The sheer cruelty shown to Rosa Maria was a run-up to the zero-tolerance policy toward illegal immigrants announced by Attorney General Jeff Sessions in the spring. The policy mandates everyone crossing the border illegally will be prosecuted — everyone. So heavy a burden this places on U.S. Attorneys that Sessions has asked the Pentagon to dispatch Judge Advocate General lawyers to the border.

I wonder if James Madison ever envisioned unformed lawyers trying non-combatants in peace time.

At first, the administration separated all illegal border-crossing parents and legal asylum-seeking parents from their children. Before a federal judge ordered the feds to stop, more than 2,000 kids were taken into government custody.

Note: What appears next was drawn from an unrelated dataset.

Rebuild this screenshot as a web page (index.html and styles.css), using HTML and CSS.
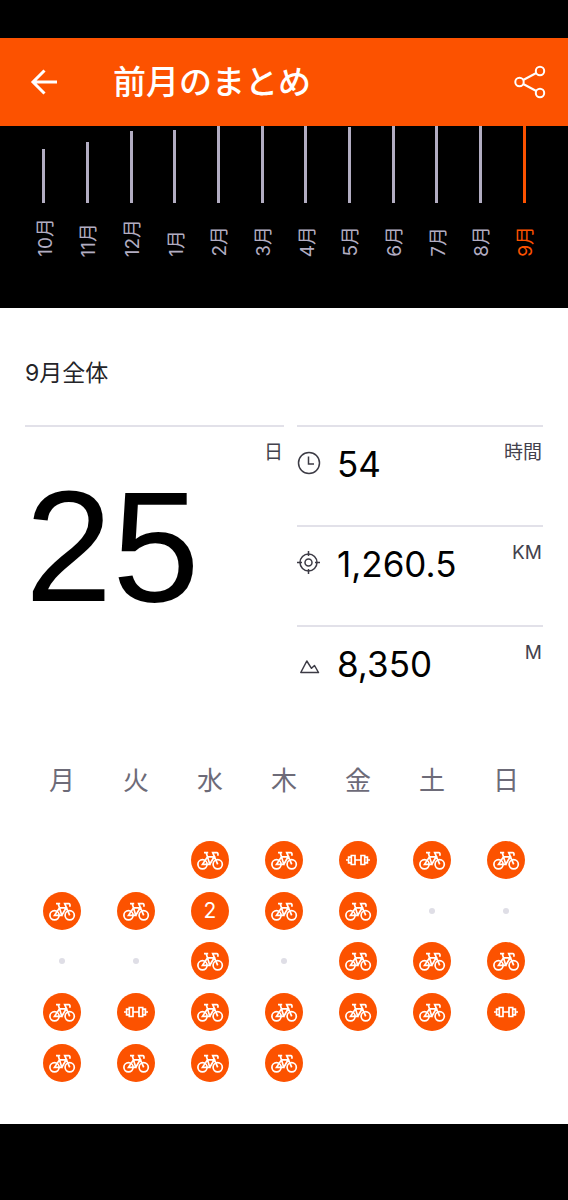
FILE: index.html
```html
<!DOCTYPE html>
<html lang="ja">
<head>
<meta charset="utf-8">
<meta name="viewport" content="width=device-width, initial-scale=1">
<title>前月のまとめ</title>
<link rel="stylesheet" href="styles.css">
</head>
<body>
<header class="bar">
  <button class="icon-btn" type="button" aria-label="戻る">
    <svg width="28" height="28" viewBox="0 0 28 28" fill="none" stroke="currentColor" stroke-width="3"><path d="M27 14H3M14.500 2.500 3 14l11.500 11.500"/></svg>
  </button>
  <h1 class="title">前月のまとめ</h1>
  <button class="icon-btn" type="button" aria-label="共有">
    <svg width="32" height="34" viewBox="0 0 32 34" fill="none" stroke="currentColor" stroke-width="2"><circle cx="5.500" cy="17" r="4.200"/><circle cx="26" cy="6" r="4.200"/><circle cx="26" cy="28" r="4.200"/><path d="M9.200 15 22.300 8M9.200 19l13.100 7"/></svg>
  </button>
</header>
<main>
  <section class="chart" id="chart" aria-label="月別"></section>
  <section class="summary">
    <h2 class="heading">9月全体</h2>
    <div class="stats">
      <div class="days"><span class="unit">日</span><strong class="big">25</strong></div>
      <div class="details">
        <div class="stat">
          <svg class="stat-icon" viewBox="0 0 24 24"><circle cx="12" cy="12" r="10.500"/><path d="M11.500 5.500V13H17"/></svg>
          <span class="value">54</span><span class="unit">時間</span>
        </div>
        <div class="stat">
          <svg class="stat-icon" viewBox="0 0 24 24"><circle cx="11.500" cy="11.500" r="8.500"/><circle cx="11.500" cy="11.500" r="3.500"/><path d="M11.500 0v5M11.500 18v5M0 11.500h5M18 11.500h5"/></svg>
          <span class="value">1,260.5</span><span class="unit">KM</span>
        </div>
        <div class="stat">
          <svg class="stat-icon" viewBox="0 0 24 24"><path d="M3.800 21.500 9.800 10 14.500 17.300 17.500 14.500 21.500 21.500Z" stroke-linejoin="round"/></svg>
          <span class="value">8,350</span><span class="unit">M</span>
        </div>
      </div>
    </div>
    <div class="weekdays"><span>月</span><span>火</span><span>水</span><span>木</span><span>金</span><span>土</span><span>日</span></div>
    <div class="calendar" id="calendar"></div>
  </section>
</main>
<svg class="defs" aria-hidden="true">
  <symbol id="bike" viewBox="0 0 38 38"><circle cx="11.500" cy="23.300" r="4.600"/><circle cx="26.700" cy="23.300" r="4.600"/><path d="M13 11.700h4.200M15.200 11.700l3.600 11.600h-7.300l5-7.500h6.700l-4.400 7.500M26.700 23.300l-5-11.600h4.200q1.700.300.800 3"/></symbol>
  <symbol id="dumbbell" viewBox="0 0 38 38"><path d="M7 19h2.300M28.700 19H31M16 19h6M11.800 16.200H9.600v5.600h2.200M26.200 16.200h2.200v5.600h-2.200M12.300 14.500H16v9h-3.700zM22 14.500h3.700v9H22z"/></symbol>
</svg>
<script src="script.js"></script>
</body>
</html>
```

FILE: styles.css
```css
* {
  box-sizing: border-box;
}

body {
  margin: 0;
  padding-top: 38px;
  background: #000;
  color: #000;
  font-family: Inter, "Noto Sans CJK JP", sans-serif;
}

h1,
h2 {
  margin: 0;
}

.bar {
  display: flex;
  align-items: center;
  height: 88px;
  padding: 0 22px 0 30px;
  background: #fc5200;
  color: #fff;
}

.icon-btn {
  display: flex;
  padding: 0;
  border: 0;
  background: none;
  color: inherit;
}

.title {
  flex: 1;
  padding-left: 55px;
  font-size: 33px;
  font-weight: 500;
  line-height: 48px;
}

.chart {
  display: grid;
  grid-template-columns: repeat(12, 1fr);
  height: 182px;
  padding: 0 22px;
  color: #b2adc2;
}

.month {
  display: grid;
  grid-template-rows: 77px 54px;
  justify-items: center;
  align-content: start;
  align-items: end;
}

.line {
  width: 3px;
  background: currentColor;
}

.month-name {
  padding-right: 4px;
  writing-mode: vertical-rl;
  text-orientation: sideways;
  transform: rotate(180deg);
  font-size: 19px;
  line-height: 24px;
}

.current {
  color: #fc5200;
}

.summary {
  padding: 48px 25px 36px;
  background: #fff;
}

.heading {
  color: #242428;
  font-size: 23px;
  font-weight: 400;
  line-height: 34px;
}

.stats {
  display: grid;
  grid-template-columns: 259fr 246fr;
  gap: 13px;
  margin-top: 35px;
}

.days,
.stat {
  border-top: 2px solid #e2e1e9;
}

.days {
  display: flex;
  flex-direction: column;
  padding-top: 12px;
}

.days .unit {
  align-self: flex-end;
}

.big {
  font-family: "Liberation Sans", Arial, sans-serif;
  font-size: 157px;
  font-weight: 400;
  line-height: 160px;
}

.stat {
  display: grid;
  grid-template-columns: 24px 1fr auto;
  align-items: start;
  column-gap: 16px;
  height: 100px;
  padding-top: 12px;
}

.stat-icon {
  width: 24px;
  height: 24px;
  margin-top: 12px;
  fill: none;
  stroke: #3c3b45;
  stroke-width: 1.500;
}

.value {
  font-size: 35px;
  line-height: 50px;
}

.unit {
  padding-right: 1px;
  color: #43424d;
  font-size: 19px;
  line-height: 28px;
}

.weekdays,
.calendar {
  display: grid;
  grid-template-columns: repeat(7, 1fr);
  justify-items: center;
}

.weekdays {
  margin-top: 36px;
  color: #6d6b78;
  font-size: 26px;
  line-height: 40px;
}

.calendar {
  grid-auto-rows: 1fr;
  align-items: center;
  height: 253px;
  margin-top: 34px;
}

.day {
  display: grid;
  place-items: center;
  width: 38px;
  height: 38px;
  border-radius: 50%;
  background: #fc5200;
  color: #fff;
  font-size: 21px;
}

.day svg {
  width: 38px;
  height: 38px;
  fill: none;
  stroke: currentColor;
  stroke-width: 1.700;
}

.rest {
  width: 6px;
  height: 6px;
  border-radius: 50%;
  background: #dfdee6;
}

.defs {
  display: none;
}
```

FILE: script.js
```js
const months = [
  ["10月", 54], ["11月", 61], ["12月", 72], ["1月", 73],
  ["2月", 77], ["3月", 77], ["4月", 77], ["5月", 76],
  ["6月", 77], ["7月", 77], ["8月", 77], ["9月", 77]
];

document.getElementById("chart").innerHTML = months.map(([name, height], i) =>
  `<div class="month${i === months.length - 1 ? " current" : ""}">` +
  `<span class="line" style="height:${height}px"></span>` +
  `<span class="month-name">${name}</span></div>`
).join("");

// b: ride, w: weights, 2: two activities, .: rest, _: outside the month
const days = "__bbwbb" + "bb2bb.." + "..b.bbb" + "bwbbbbw" + "bbbb___";
const icon = id => `<span class="day"><svg><use href="#${id}"/></svg></span>`;
const cells = {
  b: icon("bike"),
  w: icon("dumbbell"),
  2: '<span class="day">2</span>',
  ".": '<span class="rest"></span>',
  _: "<span></span>"
};

document.getElementById("calendar").innerHTML = [...days].map(d => cells[d]).join("");
```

How many had disabilities, asthma, other diseases and/or allergies? We don’t know for two reasons.

First, the parents, many fleeing violence and/or oppression, probably came with little or no medical records of their children and may never have gotten a full exam of them back home.

Second, children were taken without authorities asking any questions about their health or disabilities.

As of June 20, A Brazilian woman hadn’t seen her grandson who has severe epilepsy and autism in 10 months. Both conditions demand individualized treatment, which the grandmother understands. But the government has placed the boy on the East Coast while she’s held in New Mexico. A letter from a social worker told her the youth wasn’t adjusting well.

Now that the judge has ordered families be reunited by the July 31, Trump is eyeing detaining families together at two military bases. Setting aside a judge would have to ignore a ruling she made three years ago and the optics of these proposed detention sites, they raise accessibility and educational issues.

If these replicas of Guantanimo Bay for families are built, would American Disabilities Act guidelines apply? Are bases exempt from it? Would any schools at these bases offer special education?

Some Trump supporters hope the border crisis will fade. It won’t. Everyone else remember, to paraphrase a ’90s slogan: it’s the kids, stupid.

David P. Rundle is a Wichita freelance journalist.